# [Direction]
Copy the data below exactly, omitting any picture it contains.
◇ ◇ ◇ ◇
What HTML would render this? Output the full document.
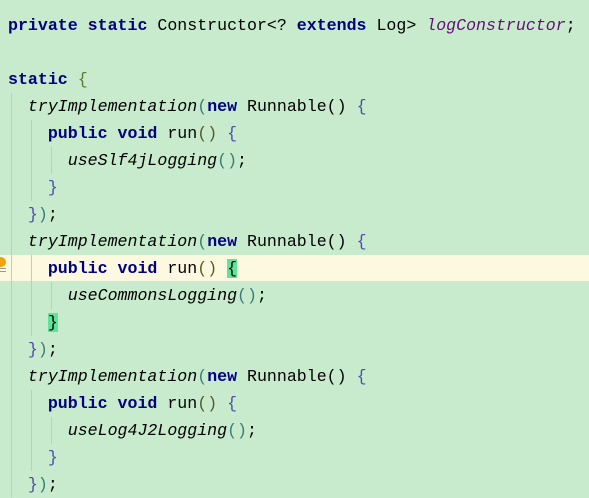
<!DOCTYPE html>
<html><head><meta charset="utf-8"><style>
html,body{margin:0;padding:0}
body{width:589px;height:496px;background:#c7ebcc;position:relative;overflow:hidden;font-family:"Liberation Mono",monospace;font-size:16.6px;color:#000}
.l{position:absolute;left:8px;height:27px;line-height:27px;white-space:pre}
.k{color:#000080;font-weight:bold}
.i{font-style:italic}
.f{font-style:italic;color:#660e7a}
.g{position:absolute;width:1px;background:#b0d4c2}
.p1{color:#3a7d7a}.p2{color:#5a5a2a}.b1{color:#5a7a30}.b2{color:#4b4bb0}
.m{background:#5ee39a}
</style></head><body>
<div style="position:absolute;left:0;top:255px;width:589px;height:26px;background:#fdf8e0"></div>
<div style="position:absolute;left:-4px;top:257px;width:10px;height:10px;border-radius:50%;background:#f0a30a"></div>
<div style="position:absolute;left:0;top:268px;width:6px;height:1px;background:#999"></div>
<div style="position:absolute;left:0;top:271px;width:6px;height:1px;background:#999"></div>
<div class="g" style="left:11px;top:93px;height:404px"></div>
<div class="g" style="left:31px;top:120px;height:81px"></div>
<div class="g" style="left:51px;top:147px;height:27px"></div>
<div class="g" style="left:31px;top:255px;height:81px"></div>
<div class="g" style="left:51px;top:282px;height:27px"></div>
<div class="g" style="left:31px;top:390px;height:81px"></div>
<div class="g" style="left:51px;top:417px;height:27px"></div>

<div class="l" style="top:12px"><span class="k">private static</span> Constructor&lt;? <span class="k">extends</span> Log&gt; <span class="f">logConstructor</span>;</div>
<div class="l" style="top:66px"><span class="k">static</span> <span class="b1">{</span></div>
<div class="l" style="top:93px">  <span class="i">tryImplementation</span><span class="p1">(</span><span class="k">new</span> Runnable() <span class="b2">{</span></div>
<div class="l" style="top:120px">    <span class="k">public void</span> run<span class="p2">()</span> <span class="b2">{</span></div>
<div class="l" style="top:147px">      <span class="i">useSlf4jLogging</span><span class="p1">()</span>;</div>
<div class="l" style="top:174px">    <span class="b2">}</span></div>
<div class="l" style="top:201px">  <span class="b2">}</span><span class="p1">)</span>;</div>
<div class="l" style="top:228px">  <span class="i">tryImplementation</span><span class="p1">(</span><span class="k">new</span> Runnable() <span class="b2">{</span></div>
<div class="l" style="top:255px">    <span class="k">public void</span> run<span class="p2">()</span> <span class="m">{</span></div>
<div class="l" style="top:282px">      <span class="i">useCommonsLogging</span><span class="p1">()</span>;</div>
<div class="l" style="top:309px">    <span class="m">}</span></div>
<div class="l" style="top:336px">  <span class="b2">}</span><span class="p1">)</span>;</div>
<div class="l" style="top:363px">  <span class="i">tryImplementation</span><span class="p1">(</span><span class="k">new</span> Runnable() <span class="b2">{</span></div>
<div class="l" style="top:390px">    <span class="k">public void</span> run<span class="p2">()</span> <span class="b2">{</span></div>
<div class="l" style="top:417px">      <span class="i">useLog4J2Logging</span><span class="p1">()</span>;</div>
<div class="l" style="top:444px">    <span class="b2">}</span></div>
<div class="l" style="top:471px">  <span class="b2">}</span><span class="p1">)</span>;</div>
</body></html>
◇ ◇ ◇ ◇
# [Written solution]
What HTML would render this? Output the full document.
<!DOCTYPE html>
<html><head><meta charset="utf-8"><style>
html,body{margin:0;padding:0}
body{width:589px;height:496px;background:#c7ebcc;position:relative;overflow:hidden;font-family:"Liberation Mono",monospace;font-size:16.6px;color:#000}
.l{position:absolute;left:8px;height:27px;line-height:27px;white-space:pre}
.k{color:#000080;font-weight:bold}
.i{font-style:italic}
.f{font-style:italic;color:#660e7a}
.g{position:absolute;width:1px;background:#b0d4c2}
.p1{color:#3a7d7a}.p2{color:#5a5a2a}.b1{color:#5a7a30}.b2{color:#4b4bb0}
.m{background:#5ee39a}
</style></head><body>
<div style="position:absolute;left:0;top:255px;width:589px;height:26px;background:#fdf8e0"></div>
<div style="position:absolute;left:-4px;top:257px;width:10px;height:10px;border-radius:50%;background:#f0a30a"></div>
<div style="position:absolute;left:0;top:268px;width:6px;height:1px;background:#999"></div>
<div style="position:absolute;left:0;top:271px;width:6px;height:1px;background:#999"></div>
<div class="g" style="left:11px;top:93px;height:404px"></div>
<div class="g" style="left:31px;top:120px;height:81px"></div>
<div class="g" style="left:51px;top:147px;height:27px"></div>
<div class="g" style="left:31px;top:255px;height:81px"></div>
<div class="g" style="left:51px;top:282px;height:27px"></div>
<div class="g" style="left:31px;top:390px;height:81px"></div>
<div class="g" style="left:51px;top:417px;height:27px"></div>

<div class="l" style="top:12px"><span class="k">private static</span> Constructor&lt;? <span class="k">extends</span> Log&gt; <span class="f">logConstructor</span>;</div>
<div class="l" style="top:66px"><span class="k">static</span> <span class="b1">{</span></div>
<div class="l" style="top:93px">  <span class="i">tryImplementation</span><span class="p1">(</span><span class="k">new</span> Runnable() <span class="b2">{</span></div>
<div class="l" style="top:120px">    <span class="k">public void</span> run<span class="p2">()</span> <span class="b2">{</span></div>
<div class="l" style="top:147px">      <span class="i">useSlf4jLogging</span><span class="p1">()</span>;</div>
<div class="l" style="top:174px">    <span class="b2">}</span></div>
<div class="l" style="top:201px">  <span class="b2">}</span><span class="p1">)</span>;</div>
<div class="l" style="top:228px">  <span class="i">tryImplementation</span><span class="p1">(</span><span class="k">new</span> Runnable() <span class="b2">{</span></div>
<div class="l" style="top:255px">    <span class="k">public void</span> run<span class="p2">()</span> <span class="m">{</span></div>
<div class="l" style="top:282px">      <span class="i">useCommonsLogging</span><span class="p1">()</span>;</div>
<div class="l" style="top:309px">    <span class="m">}</span></div>
<div class="l" style="top:336px">  <span class="b2">}</span><span class="p1">)</span>;</div>
<div class="l" style="top:363px">  <span class="i">tryImplementation</span><span class="p1">(</span><span class="k">new</span> Runnable() <span class="b2">{</span></div>
<div class="l" style="top:390px">    <span class="k">public void</span> run<span class="p2">()</span> <span class="b2">{</span></div>
<div class="l" style="top:417px">      <span class="i">useLog4J2Logging</span><span class="p1">()</span>;</div>
<div class="l" style="top:444px">    <span class="b2">}</span></div>
<div class="l" style="top:471px">  <span class="b2">}</span><span class="p1">)</span>;</div>
</body></html>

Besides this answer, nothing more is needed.